The items, all pitched by RPA members, had not been presented to, nor approved, by City Manager Bill Lindsay and his staff, who have been busy trying to balance the city’s most pressing needs as it struggles to close the deficit.
Mayor Tom Butt said spending measures on the council agenda appear to be a new tactic being used by RPA members to get the group’s pet projects passed. As part of an apparent strategy to secure votes, the RPA is attempting to make councilmembers “look bad” for voting against children or certain community groups, Butt said.
For example, RPA members on council questioned how fellow councilmembers could vote against funding the Richmond Youth Council, a group formed by RPA member Gayle McLaughlin when she was mayor. According to Butt, many proven youth groups are waiting in line for $50,000 in funds, and thus such decisions should not be unilaterally decided by the council but rather allocated by city staff in the context of the budget deficit.
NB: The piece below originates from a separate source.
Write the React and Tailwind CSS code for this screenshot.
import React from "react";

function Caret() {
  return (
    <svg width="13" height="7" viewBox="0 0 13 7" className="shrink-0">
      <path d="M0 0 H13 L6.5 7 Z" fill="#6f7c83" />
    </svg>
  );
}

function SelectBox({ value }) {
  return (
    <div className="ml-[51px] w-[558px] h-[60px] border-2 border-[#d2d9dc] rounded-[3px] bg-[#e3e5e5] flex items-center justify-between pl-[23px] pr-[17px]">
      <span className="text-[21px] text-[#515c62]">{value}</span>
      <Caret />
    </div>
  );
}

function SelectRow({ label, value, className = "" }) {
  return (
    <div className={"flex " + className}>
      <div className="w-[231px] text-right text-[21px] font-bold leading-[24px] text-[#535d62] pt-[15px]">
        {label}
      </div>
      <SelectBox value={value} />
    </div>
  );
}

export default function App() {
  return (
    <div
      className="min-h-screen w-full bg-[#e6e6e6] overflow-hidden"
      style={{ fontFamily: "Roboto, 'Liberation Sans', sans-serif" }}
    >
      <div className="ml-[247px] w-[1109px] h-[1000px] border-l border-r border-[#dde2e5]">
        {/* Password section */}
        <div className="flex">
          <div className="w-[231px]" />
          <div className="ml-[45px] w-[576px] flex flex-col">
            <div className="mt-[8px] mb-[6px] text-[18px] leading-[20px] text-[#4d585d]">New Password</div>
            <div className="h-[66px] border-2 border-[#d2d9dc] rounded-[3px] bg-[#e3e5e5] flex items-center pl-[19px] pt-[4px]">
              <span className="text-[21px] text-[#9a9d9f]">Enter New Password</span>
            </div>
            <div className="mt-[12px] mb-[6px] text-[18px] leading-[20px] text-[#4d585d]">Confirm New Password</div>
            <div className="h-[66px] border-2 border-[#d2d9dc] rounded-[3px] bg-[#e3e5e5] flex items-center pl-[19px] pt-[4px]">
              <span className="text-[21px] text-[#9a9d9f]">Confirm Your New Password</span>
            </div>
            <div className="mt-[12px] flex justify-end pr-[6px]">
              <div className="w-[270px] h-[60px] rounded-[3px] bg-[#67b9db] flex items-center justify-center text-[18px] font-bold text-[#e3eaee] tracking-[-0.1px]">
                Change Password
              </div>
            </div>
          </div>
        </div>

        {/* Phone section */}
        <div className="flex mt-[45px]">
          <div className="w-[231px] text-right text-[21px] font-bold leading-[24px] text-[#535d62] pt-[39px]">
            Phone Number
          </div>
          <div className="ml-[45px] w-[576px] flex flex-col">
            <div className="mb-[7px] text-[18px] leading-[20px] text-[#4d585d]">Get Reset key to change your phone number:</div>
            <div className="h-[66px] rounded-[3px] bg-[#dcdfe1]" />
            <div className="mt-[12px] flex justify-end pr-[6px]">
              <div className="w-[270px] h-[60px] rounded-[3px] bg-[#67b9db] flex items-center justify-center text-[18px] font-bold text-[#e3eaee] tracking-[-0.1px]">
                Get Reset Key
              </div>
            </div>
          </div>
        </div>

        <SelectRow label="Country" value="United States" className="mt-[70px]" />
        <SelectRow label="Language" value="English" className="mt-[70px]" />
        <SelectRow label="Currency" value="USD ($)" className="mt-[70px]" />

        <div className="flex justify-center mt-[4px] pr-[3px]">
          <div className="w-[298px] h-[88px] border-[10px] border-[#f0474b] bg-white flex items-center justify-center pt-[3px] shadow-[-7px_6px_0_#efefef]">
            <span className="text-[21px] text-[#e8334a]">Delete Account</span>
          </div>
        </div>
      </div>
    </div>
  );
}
While residents have demanded a bathroom at Shields-Reid park for years, Lindsay pointed out that there is currently a bathroom inside the park’s community center, while other parks in Richmond have no bathroom at all.
At several points during Tuesday’s meeting, new Councilmember Vinay Pimple shot down plans to fund RPA-led agenda items citing a lack of adequate analysis on costs.
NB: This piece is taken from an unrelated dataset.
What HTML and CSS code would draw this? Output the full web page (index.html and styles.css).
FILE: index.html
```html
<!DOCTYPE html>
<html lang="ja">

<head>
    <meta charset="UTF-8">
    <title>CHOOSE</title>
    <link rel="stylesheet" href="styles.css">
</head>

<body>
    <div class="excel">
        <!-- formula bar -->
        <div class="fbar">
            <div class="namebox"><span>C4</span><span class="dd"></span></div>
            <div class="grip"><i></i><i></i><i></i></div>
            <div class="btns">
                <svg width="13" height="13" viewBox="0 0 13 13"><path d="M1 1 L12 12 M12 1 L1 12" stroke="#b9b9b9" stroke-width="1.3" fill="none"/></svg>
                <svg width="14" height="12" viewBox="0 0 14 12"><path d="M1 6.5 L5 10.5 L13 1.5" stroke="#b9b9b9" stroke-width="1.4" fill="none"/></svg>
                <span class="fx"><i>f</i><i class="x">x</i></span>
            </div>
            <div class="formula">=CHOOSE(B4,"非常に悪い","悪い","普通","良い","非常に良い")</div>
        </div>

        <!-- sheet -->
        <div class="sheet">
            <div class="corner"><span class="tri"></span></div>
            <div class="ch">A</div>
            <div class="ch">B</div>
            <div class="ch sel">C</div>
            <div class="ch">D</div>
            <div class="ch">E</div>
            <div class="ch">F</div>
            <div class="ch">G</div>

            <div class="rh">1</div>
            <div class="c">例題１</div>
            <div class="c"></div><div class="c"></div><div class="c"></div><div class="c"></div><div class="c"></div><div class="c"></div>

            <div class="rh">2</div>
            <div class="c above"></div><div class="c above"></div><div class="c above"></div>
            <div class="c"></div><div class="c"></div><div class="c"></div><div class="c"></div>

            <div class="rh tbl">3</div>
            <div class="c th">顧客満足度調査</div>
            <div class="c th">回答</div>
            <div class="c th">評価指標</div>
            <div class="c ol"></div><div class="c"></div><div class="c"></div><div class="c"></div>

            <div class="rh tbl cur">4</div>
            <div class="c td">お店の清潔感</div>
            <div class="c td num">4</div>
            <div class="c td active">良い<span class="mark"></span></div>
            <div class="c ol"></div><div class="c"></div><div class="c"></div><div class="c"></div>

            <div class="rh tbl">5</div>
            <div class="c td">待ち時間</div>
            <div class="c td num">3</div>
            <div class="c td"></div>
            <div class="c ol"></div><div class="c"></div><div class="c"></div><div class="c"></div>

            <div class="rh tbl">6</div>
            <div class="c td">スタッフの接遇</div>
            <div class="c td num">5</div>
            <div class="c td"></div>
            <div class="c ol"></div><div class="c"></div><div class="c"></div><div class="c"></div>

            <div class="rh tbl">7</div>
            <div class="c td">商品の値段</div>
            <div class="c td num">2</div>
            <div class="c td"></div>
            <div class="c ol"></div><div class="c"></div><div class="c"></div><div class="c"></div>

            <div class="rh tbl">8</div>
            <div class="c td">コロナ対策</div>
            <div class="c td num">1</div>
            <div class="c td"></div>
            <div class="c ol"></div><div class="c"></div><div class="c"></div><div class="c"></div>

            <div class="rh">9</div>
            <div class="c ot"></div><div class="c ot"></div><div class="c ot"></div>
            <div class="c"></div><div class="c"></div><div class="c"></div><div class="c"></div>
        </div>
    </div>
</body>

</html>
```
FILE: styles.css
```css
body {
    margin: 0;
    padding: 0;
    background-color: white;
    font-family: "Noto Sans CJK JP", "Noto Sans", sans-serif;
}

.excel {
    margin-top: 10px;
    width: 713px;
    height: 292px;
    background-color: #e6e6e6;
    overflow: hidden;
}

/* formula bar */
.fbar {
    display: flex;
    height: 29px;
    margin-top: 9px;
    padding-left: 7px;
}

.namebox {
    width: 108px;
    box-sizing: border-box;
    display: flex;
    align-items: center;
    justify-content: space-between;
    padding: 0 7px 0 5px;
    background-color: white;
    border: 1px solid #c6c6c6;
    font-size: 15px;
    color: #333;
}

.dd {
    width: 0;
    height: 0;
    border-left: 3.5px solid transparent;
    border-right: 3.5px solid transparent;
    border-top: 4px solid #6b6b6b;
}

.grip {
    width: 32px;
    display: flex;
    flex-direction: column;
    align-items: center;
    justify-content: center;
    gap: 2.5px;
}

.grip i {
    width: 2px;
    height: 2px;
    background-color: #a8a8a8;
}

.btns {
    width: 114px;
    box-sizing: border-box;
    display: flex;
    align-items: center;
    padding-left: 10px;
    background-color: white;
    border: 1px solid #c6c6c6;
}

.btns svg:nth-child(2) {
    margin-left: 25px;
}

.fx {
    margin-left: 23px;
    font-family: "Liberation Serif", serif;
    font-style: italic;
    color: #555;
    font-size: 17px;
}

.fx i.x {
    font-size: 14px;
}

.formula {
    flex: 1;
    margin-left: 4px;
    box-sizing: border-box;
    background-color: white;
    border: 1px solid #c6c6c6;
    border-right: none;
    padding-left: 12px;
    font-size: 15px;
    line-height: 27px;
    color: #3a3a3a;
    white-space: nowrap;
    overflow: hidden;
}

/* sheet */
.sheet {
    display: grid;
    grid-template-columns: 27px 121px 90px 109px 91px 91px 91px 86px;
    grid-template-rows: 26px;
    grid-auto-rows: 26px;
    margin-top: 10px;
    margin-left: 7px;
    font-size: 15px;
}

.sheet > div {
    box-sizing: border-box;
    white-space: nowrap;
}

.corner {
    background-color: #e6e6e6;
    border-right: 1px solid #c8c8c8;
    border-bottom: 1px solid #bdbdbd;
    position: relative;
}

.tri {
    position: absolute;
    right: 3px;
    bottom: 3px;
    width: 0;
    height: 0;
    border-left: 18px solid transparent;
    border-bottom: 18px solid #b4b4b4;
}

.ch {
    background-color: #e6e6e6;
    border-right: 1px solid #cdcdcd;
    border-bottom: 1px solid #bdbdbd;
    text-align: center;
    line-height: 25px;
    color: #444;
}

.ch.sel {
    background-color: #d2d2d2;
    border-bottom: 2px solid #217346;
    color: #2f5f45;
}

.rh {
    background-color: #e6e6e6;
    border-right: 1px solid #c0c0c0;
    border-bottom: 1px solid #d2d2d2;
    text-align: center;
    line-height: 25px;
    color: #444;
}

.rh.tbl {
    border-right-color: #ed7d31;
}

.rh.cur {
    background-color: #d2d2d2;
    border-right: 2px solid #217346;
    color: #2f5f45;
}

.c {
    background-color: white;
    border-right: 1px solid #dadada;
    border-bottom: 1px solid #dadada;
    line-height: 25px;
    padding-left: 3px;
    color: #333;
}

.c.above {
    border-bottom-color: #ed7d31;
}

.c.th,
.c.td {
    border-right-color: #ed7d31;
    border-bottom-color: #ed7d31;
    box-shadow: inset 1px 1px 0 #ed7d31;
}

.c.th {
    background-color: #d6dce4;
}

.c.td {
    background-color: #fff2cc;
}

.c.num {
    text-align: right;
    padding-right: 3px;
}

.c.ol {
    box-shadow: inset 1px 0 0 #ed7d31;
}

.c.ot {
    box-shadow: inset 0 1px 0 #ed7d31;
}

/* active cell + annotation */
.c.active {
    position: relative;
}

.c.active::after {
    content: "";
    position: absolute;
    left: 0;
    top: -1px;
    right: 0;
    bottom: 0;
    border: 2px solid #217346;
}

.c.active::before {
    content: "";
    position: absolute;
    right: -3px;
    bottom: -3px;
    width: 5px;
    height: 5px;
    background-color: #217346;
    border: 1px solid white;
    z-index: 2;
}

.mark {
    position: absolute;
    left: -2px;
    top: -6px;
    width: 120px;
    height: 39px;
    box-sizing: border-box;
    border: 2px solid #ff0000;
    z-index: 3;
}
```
Butt called the RPA’s latest strategy a “bad exercise of public policy.”
“If somebody in Richmond wants something, you can go find a council member, get that council member to put it on the agenda,’ Butt said. “And then you put all these other council members in the position…’Are you going to vote against these kids? You going to vote against this person who gave everything to the community? You going to vote against the people at Shields-Reid who need a place to pee?’ It never stops. You can make a case for things of life or death, and continue to put your council members in a position of voting them up, or voting them down and looking bad. ”
The mayor said he “resents” the strategy and hopes it is not the start of a new trend on Richmond council.